I have been kicked out – am I entitled to rent from my former partner?
Exclusion, compensation, and occupation rent
When relationships involving cohabitation break down, it is very common for one party to leave the cohabited property, whether willingly or because they have no other choice. In such circumstances, the party that has left may be entitled to be paid rent by the remaining party to compensate for their continued occupation of the formerly-cohabited property. This rent is referred to as 'occupation rent'.
When is occupation rent payable?
Occupation rent arises where one beneficiary who occupies property under a trust of land excludes another beneficiary from that property.
In a family law context, trusts of land generally arise when people purchase property together. For example, if Alan and Betty both pay 50% of the purchase price of a property, then they are normally both beneficiaries of the trust of land concerning that property. Trusts of land can also arise when people live together and contribute towards the household, potentially regardless of who purchased the property. For example, if Betty buys a property outright, she will be the beneficiary of the trust of land. However, if Alan moves in with Betty and begins buying shopping for the household or paying the household bills, then Alan may also become a beneficiary of the trust of land because of his contributions.
In either of the above scenarios, if Alan were to exclude Betty from the property, then Betty could potentially be entitled to claim occupation rent from Alan - and vice versa.
Prior to 1996, issues relating to occupation rent would be dealt with by the courts in equity. Since then, however, the vast majority of occupation rent issues are resolved by the courts considering sections 12 – 15 of the Trusts of Land and Appointment of Trustees Act 1996 ('TLATA 1996').

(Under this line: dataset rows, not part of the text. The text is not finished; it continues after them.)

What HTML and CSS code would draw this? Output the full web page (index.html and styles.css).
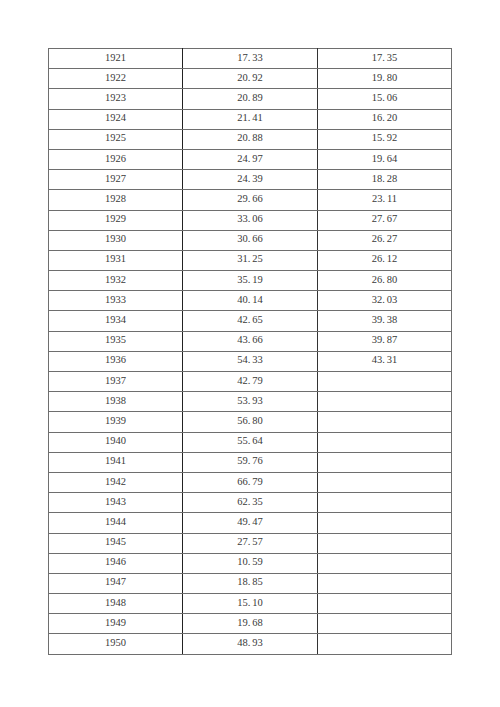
FILE: index.html
```html
<!DOCTYPE html>
<html>
<head>
<meta charset="utf-8">
<link rel="stylesheet" href="styles.css">
</head>
<body>
<div class="page">
<table class="data">
<tbody>
<tr><td>1921</td><td>17<span class="dot">.</span>33</td><td>17<span class="dot">.</span>35</td></tr>
<tr><td>1922</td><td>20<span class="dot">.</span>92</td><td>19<span class="dot">.</span>80</td></tr>
<tr><td>1923</td><td>20<span class="dot">.</span>89</td><td>15<span class="dot">.</span>06</td></tr>
<tr><td>1924</td><td>21<span class="dot">.</span>41</td><td>16<span class="dot">.</span>20</td></tr>
<tr><td>1925</td><td>20<span class="dot">.</span>88</td><td>15<span class="dot">.</span>92</td></tr>
<tr class="dark"><td>1926</td><td>24<span class="dot">.</span>97</td><td>19<span class="dot">.</span>64</td></tr>
<tr><td>1927</td><td>24<span class="dot">.</span>39</td><td>18<span class="dot">.</span>28</td></tr>
<tr><td>1928</td><td>29<span class="dot">.</span>66</td><td>23<span class="dot">.</span>11</td></tr>
<tr><td>1929</td><td>33<span class="dot">.</span>06</td><td>27<span class="dot">.</span>67</td></tr>
<tr><td>1930</td><td>30<span class="dot">.</span>66</td><td>26<span class="dot">.</span>27</td></tr>
<tr class="dark"><td>1931</td><td>31<span class="dot">.</span>25</td><td>26<span class="dot">.</span>12</td></tr>
<tr><td>1932</td><td>35<span class="dot">.</span>19</td><td>26<span class="dot">.</span>80</td></tr>
<tr><td>1933</td><td>40<span class="dot">.</span>14</td><td>32<span class="dot">.</span>03</td></tr>
<tr><td>1934</td><td>42<span class="dot">.</span>65</td><td>39<span class="dot">.</span>38</td></tr>
<tr><td>1935</td><td>43<span class="dot">.</span>66</td><td>39<span class="dot">.</span>87</td></tr>
<tr><td>1936</td><td>54<span class="dot">.</span>33</td><td>43<span class="dot">.</span>31</td></tr>
<tr><td>1937</td><td>42<span class="dot">.</span>79</td><td></td></tr>
<tr><td>1938</td><td>53<span class="dot">.</span>93</td><td></td></tr>
<tr><td>1939</td><td>56<span class="dot">.</span>80</td><td></td></tr>
<tr><td>1940</td><td>55<span class="dot">.</span>64</td><td></td></tr>
<tr><td>1941</td><td>59<span class="dot">.</span>76</td><td></td></tr>
<tr><td>1942</td><td>66<span class="dot">.</span>79</td><td></td></tr>
<tr><td>1943</td><td>62<span class="dot">.</span>35</td><td></td></tr>
<tr><td>1944</td><td>49<span class="dot">.</span>47</td><td></td></tr>
<tr><td>1945</td><td>27<span class="dot">.</span>57</td><td></td></tr>
<tr><td>1946</td><td>10<span class="dot">.</span>59</td><td></td></tr>
<tr><td>1947</td><td>18<span class="dot">.</span>85</td><td></td></tr>
<tr><td>1948</td><td>15<span class="dot">.</span>10</td><td></td></tr>
<tr><td>1949</td><td>19<span class="dot">.</span>68</td><td></td></tr>
<tr><td>1950</td><td>48<span class="dot">.</span>93</td><td></td></tr>
</tbody>
</table>
</div>
</body>
</html>
```
FILE: styles.css
```css
html, body {
  margin: 0;
  padding: 0;
  background: #ffffff;
}
.page {
  padding: 48px 0 0 48px;
}
.data {
  border-collapse: collapse;
  width: 404px;
  table-layout: fixed;
  font-family: "Liberation Serif", "DejaVu Serif", serif;
  font-size: 10.5px;
  color: #3a3a3a;
}
.data td {
  height: 16.2px;
  padding: 0 0 3px 0;
  text-align: center;
  vertical-align: middle;
  border: 1px solid #6e6e6e;
}
.data td:first-child {
  width: 133px;
  border-right: 1.5px solid #222;
}
.data td:nth-child(2) {
  width: 134px;
  border-right: 1px solid #333;
}
.data tr.dark td {
  border-top: 1px solid #333;
}
.dot {
  margin-right: 2px;
}
```
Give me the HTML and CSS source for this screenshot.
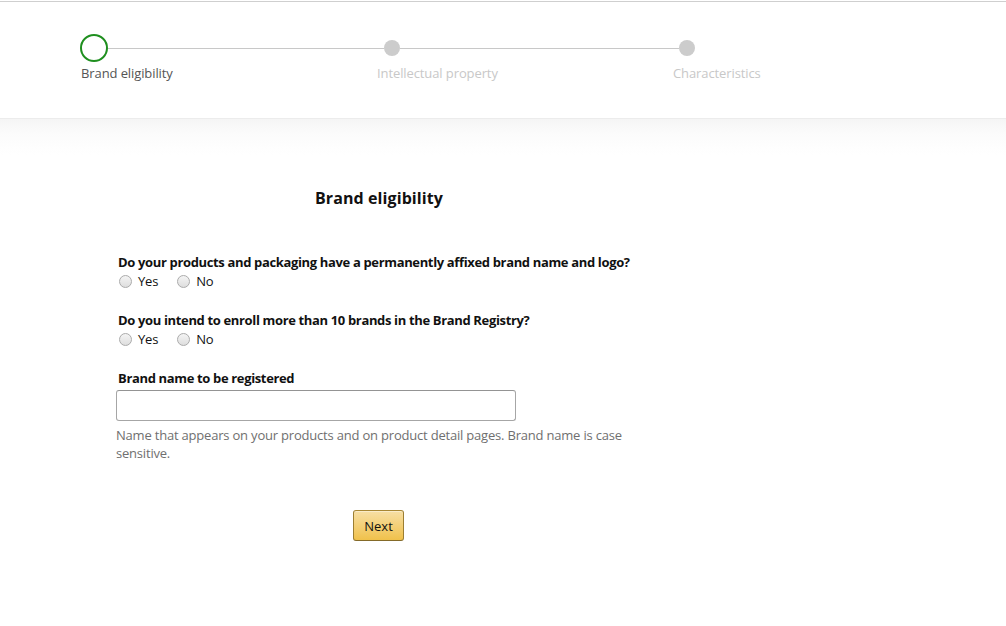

However, TLATA 1996 is not exhaustive, and caselaw dating from before and after its enactment may also need to be considered.

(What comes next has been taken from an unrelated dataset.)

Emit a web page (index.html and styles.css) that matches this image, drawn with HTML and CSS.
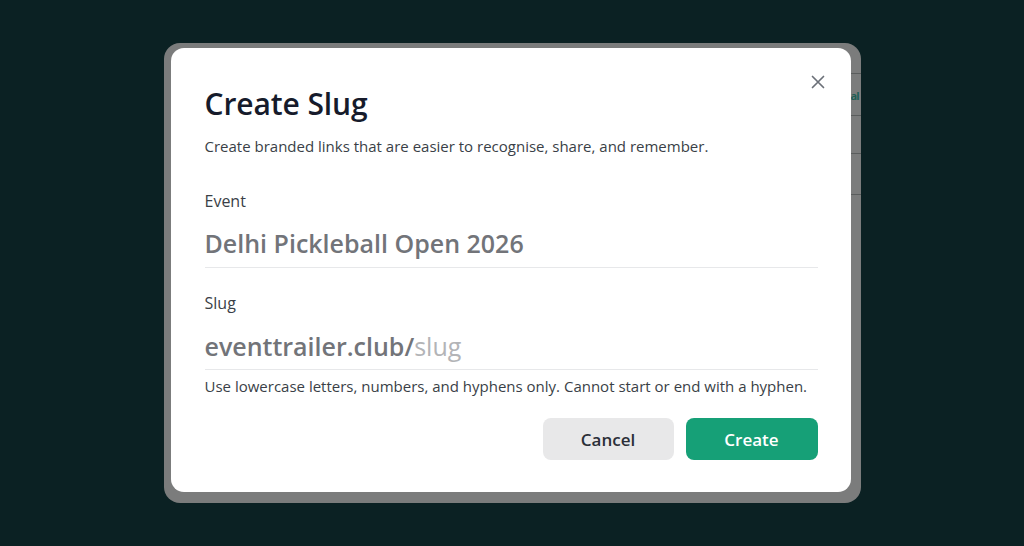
FILE: index.html
```html
<!DOCTYPE html>
<html lang="en">
<head>
<meta charset="utf-8">
<title>Create Slug</title>
<link rel="stylesheet" href="styles.css">
</head>
<body>
<div class="stage">
  <div class="frame">
    <span class="bg-line l1"></span>
    <span class="bg-line l2"></span>
    <span class="bg-line l3"></span>
    <span class="bg-line l4"></span>
    <span class="bg-text">al</span>
    <div class="card">
      <button class="close" aria-label="Close">
        <svg width="14" height="14" viewBox="0 0 14 14"><path d="M1.5 1.5 L12.5 12.5 M12.5 1.5 L1.5 12.5" stroke="#6b7078" stroke-width="1.7" stroke-linecap="round" fill="none"/></svg>
      </button>
      <h1 class="title">Create Slug</h1>
      <p class="subtitle">Create branded links that are easier to recognise, share, and remember.</p>
      <div class="field">
        <div class="label">Event</div>
        <div class="value">Delhi Pickleball Open 2026</div>
      </div>
      <div class="field field-slug">
        <div class="label">Slug</div>
        <div class="value">eventtrailer.club/<span class="placeholder">slug</span></div>
      </div>
      <p class="help">Use lowercase letters, numbers, and hyphens only. Cannot start or end with a hyphen.</p>
      <div class="actions">
        <button class="btn btn-cancel">Cancel</button>
        <button class="btn btn-create">Create</button>
      </div>
    </div>
  </div>
</div>
</body>
</html>
```
FILE: styles.css
```css
* { box-sizing: border-box; }
html, body { margin: 0; padding: 0; }
body {
  background: #0b2123;
  font-family: "Open Sans", "Noto Sans", sans-serif;
  width: 1024px;
  height: 546px;
  overflow: hidden;
}
.stage {
  width: 1024px;
  height: 546px;
  display: flex;
  align-items: center;
  justify-content: center;
}
.frame {
  position: relative;
  background: #7b7c7c;
  border-radius: 16px;
  padding: 5px 10px 11px 7px;
}
.bg-line {
  position: absolute;
  right: 0;
  width: 10px;
  height: 1px;
  background: #5a5d5d;
}
.l1 { top: 30px; }
.l2 { top: 72px; }
.l3 { top: 110px; }
.l4 { top: 151px; }
.bg-text {
  position: absolute;
  right: 0;
  top: 45px;
  width: 10px;
  font-size: 11px;
  font-weight: 700;
  letter-spacing: -1px;
  color: #1f5e55;
  line-height: 16px;
  white-space: nowrap;
}
.card {
  position: relative;
  width: 680px;
  height: 444px;
  background: #ffffff;
  border-radius: 13px;
  padding: 37px 33px 32px 34px;
}
.close {
  position: absolute;
  top: 27px;
  right: 26px;
  width: 14px;
  height: 14px;
  padding: 0;
  border: 0;
  background: none;
  display: flex;
}
.title {
  margin: 0;
  font-size: 30px;
  line-height: 37px;
  font-weight: 600;
  color: #161b2b;
  letter-spacing: -0.1px;
}
.subtitle {
  margin: 14px 0 0;
  font-size: 15px;
  line-height: 20px;
  color: #3a3f47;
}
.field {
  margin-top: 34px;
  border-bottom: 1px solid #e7e8ea;
  padding-bottom: 8px;
}
.field-slug {
  margin-top: 24px;
  padding-bottom: 7px;
}
.label {
  font-size: 16px;
  line-height: 22px;
  color: #3a3f47;
}
.value {
  margin-top: 15px;
  font-size: 25px;
  line-height: 32px;
  font-weight: 600;
  color: #727479;
}
.field-slug .value { margin-top: 16px; }
.placeholder {
  font-weight: 400;
  color: #b3b4b7;
}
.help {
  margin: 6px 0 0;
  font-size: 15px;
  line-height: 20px;
  color: #3a3f47;
}
.actions {
  margin-top: 22px;
  display: flex;
  justify-content: flex-end;
  gap: 12px;
}
.btn {
  height: 42px;
  border: 0;
  border-radius: 8px;
  font-family: inherit;
  font-size: 17px;
  font-weight: 600;
}
.btn-cancel {
  width: 131px;
  background: #e8e8e9;
  color: #2b2f38;
}
.btn-create {
  width: 132px;
  background: #16a077;
  color: #ffffff;
}
```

What counts as 'excluded'?
Whether a party has been “excluded” is not solely reliant on whether that party has been forcibly barred from residing at a given property. In circumstances where a relationship has broken down, the party that leaves the cohabited property will generally be regarded as excluded.
The Court reviews all of the circumstances of a case when deciding on exclusion and, as outlined in the recent case of Ali v Khatib & Ors  EWCA Civ 481, puts the emphasis on the behaviour of the party that remains in the property. Returning to our example above, if Betty voluntarily decided to leave the property to travel the world, she may not be successful in attempting to claim occupation rent from Alan, if Alan’s position was that she would be welcome back and would be able to enjoy her right to occupy at any time. There has to be something more to justify the payment of occupation rent, beyond one party residing at the property and the other not.
Having said that, it is not always easy to establish whether someone has left a property voluntarily. This is particularly so where only one party wishes to end the relationship, as was initially the case in Re Pavlou  1 WLR 1046. In Re Pavlou, the leaving party was eventually served with a divorce petition, which the Court accepted as definitive evidence that they were not welcome to return to the property. But this will not always be the case and the case is obviously of no assistance where the parties are not married.
In Murphy v Gooch  EWCA Civ 603, the Court found that, when Ms Murphy left the property that she had formerly cohabited with Mr Gooch, she was constructively excluded from the property in the same way that a wife leaving a joint home on the breakdown of the marriage would be, despite the fact that she and Mr Gooch were unmarried.
Whether a party has been excluded is highly fact-specific.
Does the Court consider any other factors, such as children?
In considering eligibility for occupation rent, the Court will also consider the reasons how a trust may have arisen and the parties’ intentions in creating the trust. This can be a complex procedure, but can be especially relevant where the parties have children. In Stack v Dowden  UKHL 17, the parties had been cohabiting for 18 years and had four children together when they purchased a property in joint names. Nine years later, their relationship broke down, Mr Stack moved out and sought compensation for having to find alternative accommodation. The children remained with Ms Dowden at the property. The Court ruled that there was no continuing obligation for Ms Dowden to pay Mr Stack occupation rent because Ms Dowden was using the property to continue to provide a home for the four children of the couple. The Court determined that this had been the intention of the couple when they purchased the property in the first place.
How much occupation rent can I claim?
Occupation rent can be calculated by reference to expert evidence about the open market rental value of the property. However, it is more common for occupation rent to be calculated so as to offset the interest element of any mortgage on the property, as in Murphy v Gooch. Calculating occupation rent as being equal to mortgage interest paid by the party that remains at the property is not just convenient to the parties, but also avoids the kind of expansive and protracted inquiries that accompany instructing experts.
Occupation rent is a subject worth bearing in mind if you are involved in the breakdown of a relationship. Although it is not always applicable and requires the consideration of some complex factors, occupation rent can offer a means of accounting for the benefits of being able to stay in a formerly-cohabited property following relationship breakdown.
Articles are intended as an introduction to the topic and do not constitute legal advice.